- Aim of the exercise -
Filter the listing below, copying every line in which the word "this" appears.

- Material supplied -
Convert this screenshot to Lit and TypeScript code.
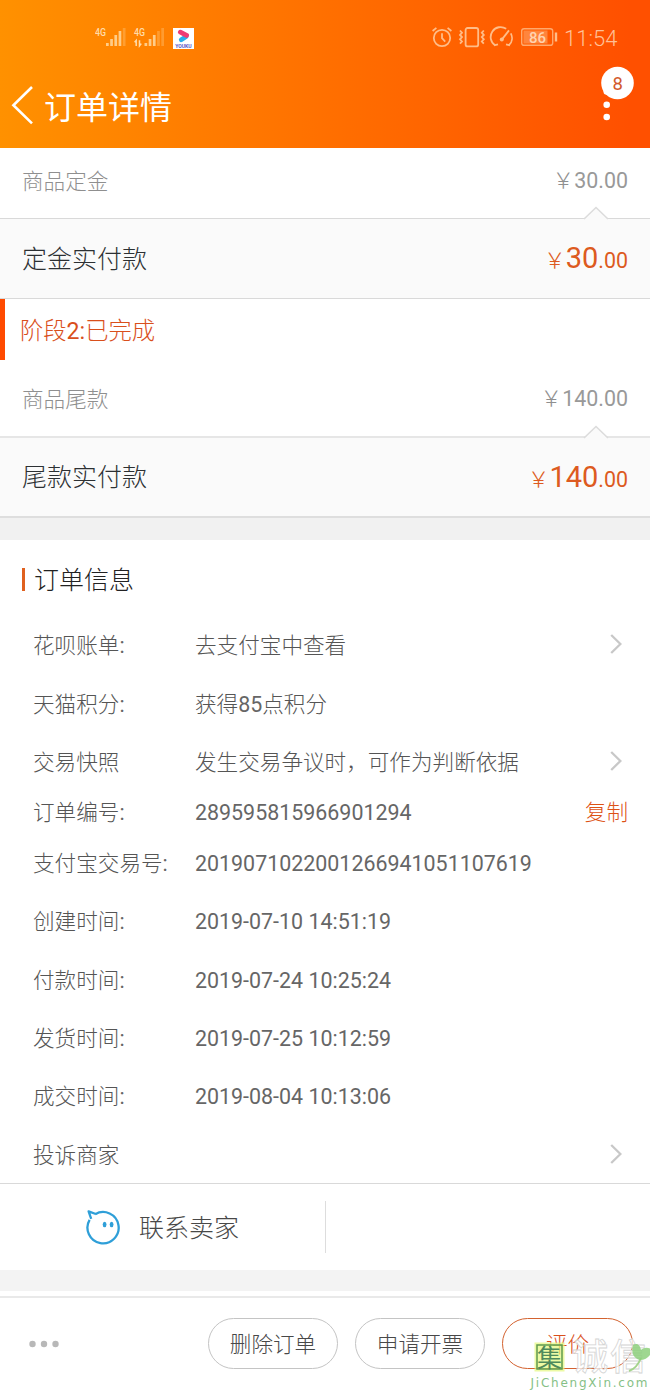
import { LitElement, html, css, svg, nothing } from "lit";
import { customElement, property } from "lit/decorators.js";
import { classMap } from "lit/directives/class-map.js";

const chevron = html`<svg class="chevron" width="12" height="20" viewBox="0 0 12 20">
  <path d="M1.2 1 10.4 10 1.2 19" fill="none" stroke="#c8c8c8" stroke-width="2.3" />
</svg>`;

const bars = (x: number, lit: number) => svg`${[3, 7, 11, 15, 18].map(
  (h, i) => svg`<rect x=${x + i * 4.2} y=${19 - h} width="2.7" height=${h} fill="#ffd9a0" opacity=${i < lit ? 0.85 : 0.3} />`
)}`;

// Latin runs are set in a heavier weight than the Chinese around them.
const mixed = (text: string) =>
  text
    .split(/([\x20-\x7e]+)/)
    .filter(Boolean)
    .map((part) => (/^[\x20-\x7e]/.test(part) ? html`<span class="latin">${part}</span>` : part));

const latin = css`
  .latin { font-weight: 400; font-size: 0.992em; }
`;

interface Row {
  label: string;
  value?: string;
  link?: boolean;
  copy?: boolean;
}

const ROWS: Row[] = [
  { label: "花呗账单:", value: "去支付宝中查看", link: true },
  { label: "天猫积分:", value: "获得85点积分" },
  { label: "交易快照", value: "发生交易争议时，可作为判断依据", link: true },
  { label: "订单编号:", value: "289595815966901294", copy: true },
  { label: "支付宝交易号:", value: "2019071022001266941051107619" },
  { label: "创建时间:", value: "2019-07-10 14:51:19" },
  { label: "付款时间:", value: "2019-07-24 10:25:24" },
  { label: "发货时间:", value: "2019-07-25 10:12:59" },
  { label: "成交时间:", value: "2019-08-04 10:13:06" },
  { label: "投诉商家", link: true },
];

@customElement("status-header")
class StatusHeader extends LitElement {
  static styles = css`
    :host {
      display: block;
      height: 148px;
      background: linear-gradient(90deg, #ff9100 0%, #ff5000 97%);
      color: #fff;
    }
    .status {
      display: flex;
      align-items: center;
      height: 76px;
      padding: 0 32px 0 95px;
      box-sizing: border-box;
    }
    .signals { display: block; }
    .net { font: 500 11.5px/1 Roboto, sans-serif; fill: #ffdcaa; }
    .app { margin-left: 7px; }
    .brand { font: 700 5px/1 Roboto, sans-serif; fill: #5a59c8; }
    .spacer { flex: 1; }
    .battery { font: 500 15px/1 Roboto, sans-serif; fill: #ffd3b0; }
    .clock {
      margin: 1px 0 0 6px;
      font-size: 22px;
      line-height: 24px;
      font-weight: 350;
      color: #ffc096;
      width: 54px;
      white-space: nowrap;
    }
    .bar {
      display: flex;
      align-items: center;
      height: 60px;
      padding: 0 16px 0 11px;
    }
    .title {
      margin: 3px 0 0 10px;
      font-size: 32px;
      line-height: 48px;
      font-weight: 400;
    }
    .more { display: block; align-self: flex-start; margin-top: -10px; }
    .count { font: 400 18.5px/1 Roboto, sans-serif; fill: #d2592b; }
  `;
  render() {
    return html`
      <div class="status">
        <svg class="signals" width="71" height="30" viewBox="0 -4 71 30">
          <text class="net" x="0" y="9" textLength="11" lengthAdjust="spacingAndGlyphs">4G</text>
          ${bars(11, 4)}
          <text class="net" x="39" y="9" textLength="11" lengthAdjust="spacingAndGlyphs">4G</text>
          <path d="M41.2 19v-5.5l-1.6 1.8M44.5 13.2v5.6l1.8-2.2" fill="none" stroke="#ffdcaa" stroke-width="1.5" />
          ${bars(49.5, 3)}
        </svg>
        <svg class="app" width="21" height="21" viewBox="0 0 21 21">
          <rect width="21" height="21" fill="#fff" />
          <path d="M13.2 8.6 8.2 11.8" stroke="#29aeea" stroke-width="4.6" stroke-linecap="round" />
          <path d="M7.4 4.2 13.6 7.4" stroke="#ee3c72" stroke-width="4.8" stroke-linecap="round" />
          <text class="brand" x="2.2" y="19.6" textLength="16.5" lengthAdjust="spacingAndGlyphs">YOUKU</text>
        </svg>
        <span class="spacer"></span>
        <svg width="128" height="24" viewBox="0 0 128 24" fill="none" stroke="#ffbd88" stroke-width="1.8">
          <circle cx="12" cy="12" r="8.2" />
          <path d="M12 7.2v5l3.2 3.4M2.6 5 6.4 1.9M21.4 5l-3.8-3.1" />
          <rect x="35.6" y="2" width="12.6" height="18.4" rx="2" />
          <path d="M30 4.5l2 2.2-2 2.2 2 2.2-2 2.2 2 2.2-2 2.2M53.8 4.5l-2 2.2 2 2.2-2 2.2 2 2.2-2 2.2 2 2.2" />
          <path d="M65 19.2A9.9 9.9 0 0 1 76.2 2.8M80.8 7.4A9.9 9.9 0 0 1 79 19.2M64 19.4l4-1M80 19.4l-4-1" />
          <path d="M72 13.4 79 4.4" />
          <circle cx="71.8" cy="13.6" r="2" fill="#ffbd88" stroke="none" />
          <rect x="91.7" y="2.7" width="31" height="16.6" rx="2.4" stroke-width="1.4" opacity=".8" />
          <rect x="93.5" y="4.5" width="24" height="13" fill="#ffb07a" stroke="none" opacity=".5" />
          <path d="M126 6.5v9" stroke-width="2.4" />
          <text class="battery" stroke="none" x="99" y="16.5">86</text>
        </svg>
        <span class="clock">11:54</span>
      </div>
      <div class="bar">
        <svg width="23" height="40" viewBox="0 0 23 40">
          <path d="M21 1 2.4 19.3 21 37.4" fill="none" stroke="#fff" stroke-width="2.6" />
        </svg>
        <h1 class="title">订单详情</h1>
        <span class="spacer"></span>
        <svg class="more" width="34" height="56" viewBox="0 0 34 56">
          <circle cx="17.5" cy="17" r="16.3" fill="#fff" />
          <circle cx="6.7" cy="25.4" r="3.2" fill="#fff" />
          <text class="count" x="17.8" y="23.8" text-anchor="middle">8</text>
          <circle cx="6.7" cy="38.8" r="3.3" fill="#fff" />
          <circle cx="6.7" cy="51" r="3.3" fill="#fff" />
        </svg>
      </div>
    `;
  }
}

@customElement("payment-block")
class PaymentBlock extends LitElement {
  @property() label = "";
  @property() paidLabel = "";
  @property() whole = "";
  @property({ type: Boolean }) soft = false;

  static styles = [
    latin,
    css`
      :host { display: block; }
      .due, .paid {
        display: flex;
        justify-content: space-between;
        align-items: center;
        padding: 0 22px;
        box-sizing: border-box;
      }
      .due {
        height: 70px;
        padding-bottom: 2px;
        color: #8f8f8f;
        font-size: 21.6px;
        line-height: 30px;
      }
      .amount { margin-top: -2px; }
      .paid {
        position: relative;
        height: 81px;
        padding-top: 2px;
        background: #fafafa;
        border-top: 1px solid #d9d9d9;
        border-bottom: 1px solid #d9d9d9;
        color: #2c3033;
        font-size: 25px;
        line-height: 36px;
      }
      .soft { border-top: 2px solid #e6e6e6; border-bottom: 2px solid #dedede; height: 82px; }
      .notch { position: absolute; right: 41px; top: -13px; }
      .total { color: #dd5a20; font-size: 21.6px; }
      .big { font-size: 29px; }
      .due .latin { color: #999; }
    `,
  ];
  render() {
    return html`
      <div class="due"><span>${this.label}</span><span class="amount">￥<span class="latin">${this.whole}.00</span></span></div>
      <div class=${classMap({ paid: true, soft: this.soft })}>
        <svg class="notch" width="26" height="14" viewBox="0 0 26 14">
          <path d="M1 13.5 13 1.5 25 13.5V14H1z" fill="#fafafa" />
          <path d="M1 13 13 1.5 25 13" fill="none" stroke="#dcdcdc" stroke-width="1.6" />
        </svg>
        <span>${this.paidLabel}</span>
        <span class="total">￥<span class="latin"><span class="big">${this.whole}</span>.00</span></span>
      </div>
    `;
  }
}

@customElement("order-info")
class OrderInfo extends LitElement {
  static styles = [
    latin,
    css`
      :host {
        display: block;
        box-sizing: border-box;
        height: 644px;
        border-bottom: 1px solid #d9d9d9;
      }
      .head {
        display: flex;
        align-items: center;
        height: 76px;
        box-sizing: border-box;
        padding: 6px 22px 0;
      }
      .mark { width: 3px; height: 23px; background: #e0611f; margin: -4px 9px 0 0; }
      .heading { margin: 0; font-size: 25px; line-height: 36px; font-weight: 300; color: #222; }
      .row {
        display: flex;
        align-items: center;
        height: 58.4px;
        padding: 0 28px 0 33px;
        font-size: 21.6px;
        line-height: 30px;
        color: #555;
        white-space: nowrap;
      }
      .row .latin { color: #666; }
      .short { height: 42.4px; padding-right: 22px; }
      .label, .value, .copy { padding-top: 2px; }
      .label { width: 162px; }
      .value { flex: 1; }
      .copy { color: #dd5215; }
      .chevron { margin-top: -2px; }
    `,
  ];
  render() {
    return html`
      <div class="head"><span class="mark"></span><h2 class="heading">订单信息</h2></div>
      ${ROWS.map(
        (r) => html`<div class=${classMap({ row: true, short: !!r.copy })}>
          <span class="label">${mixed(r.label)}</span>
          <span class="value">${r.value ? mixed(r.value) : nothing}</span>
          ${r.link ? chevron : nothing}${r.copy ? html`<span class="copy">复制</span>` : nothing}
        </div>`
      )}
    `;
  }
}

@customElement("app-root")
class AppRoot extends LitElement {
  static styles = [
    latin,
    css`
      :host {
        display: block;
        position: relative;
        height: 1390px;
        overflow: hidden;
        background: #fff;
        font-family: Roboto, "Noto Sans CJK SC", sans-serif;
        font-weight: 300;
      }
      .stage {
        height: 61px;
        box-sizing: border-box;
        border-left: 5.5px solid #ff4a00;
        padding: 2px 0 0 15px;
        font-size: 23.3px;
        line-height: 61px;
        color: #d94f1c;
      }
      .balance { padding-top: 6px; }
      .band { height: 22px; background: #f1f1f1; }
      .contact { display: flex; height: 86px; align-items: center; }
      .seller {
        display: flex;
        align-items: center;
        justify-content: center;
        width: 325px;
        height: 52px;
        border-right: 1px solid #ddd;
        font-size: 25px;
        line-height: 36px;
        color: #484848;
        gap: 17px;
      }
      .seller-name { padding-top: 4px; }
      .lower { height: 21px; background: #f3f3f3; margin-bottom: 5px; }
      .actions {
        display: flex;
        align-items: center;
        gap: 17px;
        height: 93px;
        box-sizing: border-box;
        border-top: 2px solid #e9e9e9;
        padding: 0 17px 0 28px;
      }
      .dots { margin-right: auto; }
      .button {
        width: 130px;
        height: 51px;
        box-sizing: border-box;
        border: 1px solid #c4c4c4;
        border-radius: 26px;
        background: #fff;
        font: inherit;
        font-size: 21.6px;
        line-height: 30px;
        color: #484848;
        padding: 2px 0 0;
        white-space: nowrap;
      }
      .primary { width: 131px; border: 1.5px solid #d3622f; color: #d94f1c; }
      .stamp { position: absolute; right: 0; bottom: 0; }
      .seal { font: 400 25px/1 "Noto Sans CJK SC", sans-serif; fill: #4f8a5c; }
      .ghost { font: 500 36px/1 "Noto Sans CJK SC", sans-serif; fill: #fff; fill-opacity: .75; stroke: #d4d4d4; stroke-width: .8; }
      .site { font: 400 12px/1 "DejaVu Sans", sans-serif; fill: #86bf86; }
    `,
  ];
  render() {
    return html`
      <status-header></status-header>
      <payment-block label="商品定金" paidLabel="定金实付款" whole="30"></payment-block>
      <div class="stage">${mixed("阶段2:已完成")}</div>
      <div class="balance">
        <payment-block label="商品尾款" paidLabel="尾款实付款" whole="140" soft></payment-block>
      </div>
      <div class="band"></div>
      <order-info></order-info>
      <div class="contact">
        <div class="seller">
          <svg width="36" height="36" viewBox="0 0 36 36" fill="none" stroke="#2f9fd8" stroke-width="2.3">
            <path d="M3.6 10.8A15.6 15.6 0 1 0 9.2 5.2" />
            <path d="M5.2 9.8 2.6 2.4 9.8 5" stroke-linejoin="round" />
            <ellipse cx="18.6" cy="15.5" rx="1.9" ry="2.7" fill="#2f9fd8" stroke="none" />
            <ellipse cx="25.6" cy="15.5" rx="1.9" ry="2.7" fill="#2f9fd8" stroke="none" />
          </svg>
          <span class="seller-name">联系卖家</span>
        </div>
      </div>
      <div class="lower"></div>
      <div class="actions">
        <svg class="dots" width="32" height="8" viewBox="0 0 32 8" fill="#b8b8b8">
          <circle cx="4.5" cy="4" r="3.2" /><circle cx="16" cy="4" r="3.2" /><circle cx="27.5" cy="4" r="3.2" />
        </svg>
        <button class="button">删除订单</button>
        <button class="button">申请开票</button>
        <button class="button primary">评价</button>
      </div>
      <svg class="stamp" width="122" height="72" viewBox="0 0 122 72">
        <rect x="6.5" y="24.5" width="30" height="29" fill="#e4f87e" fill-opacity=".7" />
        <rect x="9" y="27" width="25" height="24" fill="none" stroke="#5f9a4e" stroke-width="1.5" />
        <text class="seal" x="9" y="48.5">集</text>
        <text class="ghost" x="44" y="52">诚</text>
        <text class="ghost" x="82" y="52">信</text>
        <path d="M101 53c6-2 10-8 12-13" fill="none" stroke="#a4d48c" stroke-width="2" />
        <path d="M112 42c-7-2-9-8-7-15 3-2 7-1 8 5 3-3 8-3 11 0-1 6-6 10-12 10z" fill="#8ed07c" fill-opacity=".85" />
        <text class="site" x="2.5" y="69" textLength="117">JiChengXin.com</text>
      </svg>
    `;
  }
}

==

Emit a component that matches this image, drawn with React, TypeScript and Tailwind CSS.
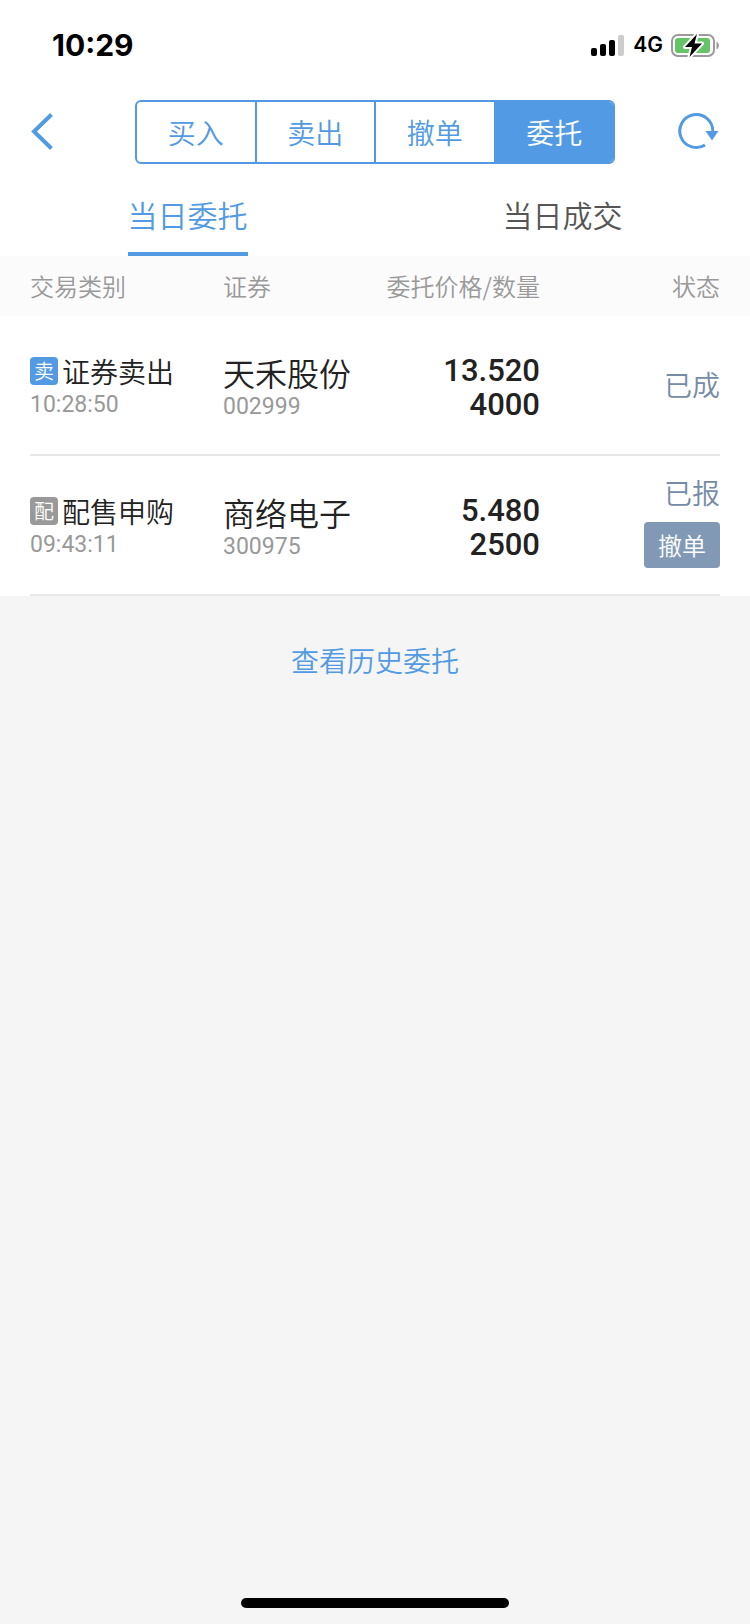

- Result -
Convert this screenshot to Lit and TypeScript code.
      <div class="due"><span>${this.label}</span><span class="amount">￥<span class="latin">${this.whole}.00</span></span></div>
      <div class=${classMap({ paid: true, soft: this.soft })}>
        <span>${this.paidLabel}</span>
        <span class="total">￥<span class="latin"><span class="big">${this.whole}</span>.00</span></span>
Emit a component that matches this image, drawn with React, TypeScript and Tailwind CSS.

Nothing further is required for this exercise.